People were a little lighter on Darcy for the weight saving stuff. I guess like it or not there is no questions that light weight parts sell.

WeThePeople are even putting out a little adapter kit so that you can run Spanish BBs in their Mid shells to save some weight. Here's what they've got to say about that:
"ah yeah and we're also gonna do a new BB version So we can use a Mid BB shell, Alloy out casing and the Spanish bearings - means you can keep the standard BB, but lighten it up if you prefer or are not so hard on bearings"
Weird. It's all about the bb's.

Same, same - 3 New Frames

Three fresh frames to have a look at.
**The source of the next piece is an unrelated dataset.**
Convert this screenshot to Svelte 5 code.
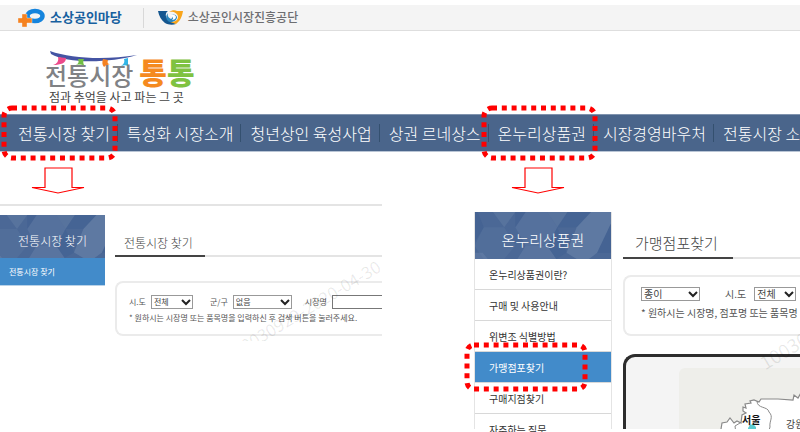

Take your pick.

1. MacNeil: Whitton III - Raw is the new black.



Top Tube - 20.75″, 21″
Rear Triangle - 13.65″
Head-tube angle - 74.5°
Seat-tube angle - 71°
BB height - 11.75″
Stand over height - 8.4
Weight - 4.55 lbs

2. Volume: Rob's Zombie



Top Tube - 20.5" & 21"
Rear Triangle - 13.75"
Head-tube angle - 75°
Seat-tube angle - 71°
BB height - 11.7"
Stand over height - 8"
Weight - 4 lbs. 8 oz

No surprises on either of them, specs are pretty standard. In fact not much difference between the two at all - 0.05" here, 0.4" there. Spanish on the Macneil, Mid on the Volume.

The WTP Warriors is a little more interesting:



It's Max Gaertig and Mike Brennan's new frame. It's not actually out yet and I ain't got the specs, but I can tell you that it comes with 21.3 tt option. And, just like Fly's new forks and their integrated dropouts, the Warriors' dropouts are investment cast. Which looks slick, but in terms of functionality, it moves the welds a little further away from the stress points in the dropouts. If you check the pics you'll see that the welds are much smaller than a regular weld. This is because of the tighter fit you can get between the casting and the seat / chain stays when compared to a regular cnc'd dropout. And a smaller weld = less chance of impurities in the weld = stronger weld = nice.